Wednesday, March 29, 2017

What I'm Cooking in April 2017

-Vegetable soup, Greek orzo salad, fruit
-Quesadillas, salad, refried beans, fruit
-Artichoke & egg spread sandwiches, chips, veggie slices, fruit
-Penne with kalamatas & pancetta, lemon, mint, & spinach salad, garlic bread
-Garbanzo & yogurt pitas, Greek salad, chips, fruit
-Vegetarian chili, corn muffins, pineapple raspberry salad
-Ham, asparagus quiche, potatoes au gratin, salad, rolls, some kind of lemony dessert or lamb cake
-Stir-fried pork/tofu, spicy green beans, veggies with Green Goddess dip, rice
-Hot dog & cheese casserole, salad, fruit
-Chicken with peanut ginger sauce, rice, baby carrots & snow peas, fruit
-Asian chicken salad, fruit salad, lemon bread
-Shrimp in beer, parmesan rice, kale salad, garlic artichoke bread, chocolate nemesis cake
-Panzanella, sausage potato soup, fruit
-Pork chops & scalloped potatoes, green beans, fruit
-Tamale pie, salad, fruit

-Pear ginger scones
-Skillet cake
-Chocolate damnation
-Cream cheese danish
-Asparagus & potato frittata
-Yogurt with granola crunch
-Seattle dogs
-Banana buttermilk pancakes
-Scrambled eggs with avocado, cream cheese, & dill

Tuesday, March 28, 2017

Hot Dogs, March 28, 2017

Wee Boy and I had an errand in Aurora today, so we treated ourselves to lunch at Cuba Bakery and Cafe. It's just a little storefront joint, with a big bakery case full of cakes and pastries (including my favorite, guava & cheese pastelitos), a lighted board of sandwich offerings (classics like the Cuban sandwich and the Medianoche---I am guessing they'd probably make me an Elena Ruz, if I asked), a steam table full of daily offerings like picadillo, carne con papas, ropa vieja, and masitas de puerco), and a scattering of tables. The walls are adorned with a mix of photos and classic "Visit Cuba" travel posters. Latin music made my son dance in his high chair. The staff is always friendly, chatting with most of the clientele in Spanish. I'm usually the only non-Spanish-speaker there and I'm always pretty sure they think I know nothing about Cuban food. Today, she described the picadillo to me simply as, "Ground beef."

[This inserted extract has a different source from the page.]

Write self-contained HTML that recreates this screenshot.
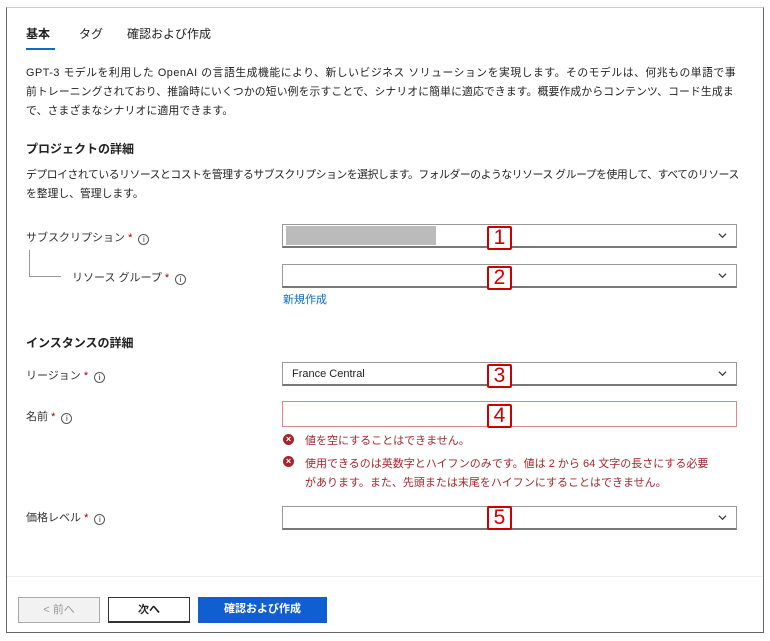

I'm always hoping for masitas to show up on the steam table, but I've not lucked into those yet. Today, though, I had a styrofoam plate of well-seasoned picadillo, generous with the olives and bell peppers, accompanied by black beans, rice, and maduros. To wash it all down, I had a cafe con leche. Wee Boy shared my plate, devouring most of the beans and some picadillo, but steadfastly declining plantains.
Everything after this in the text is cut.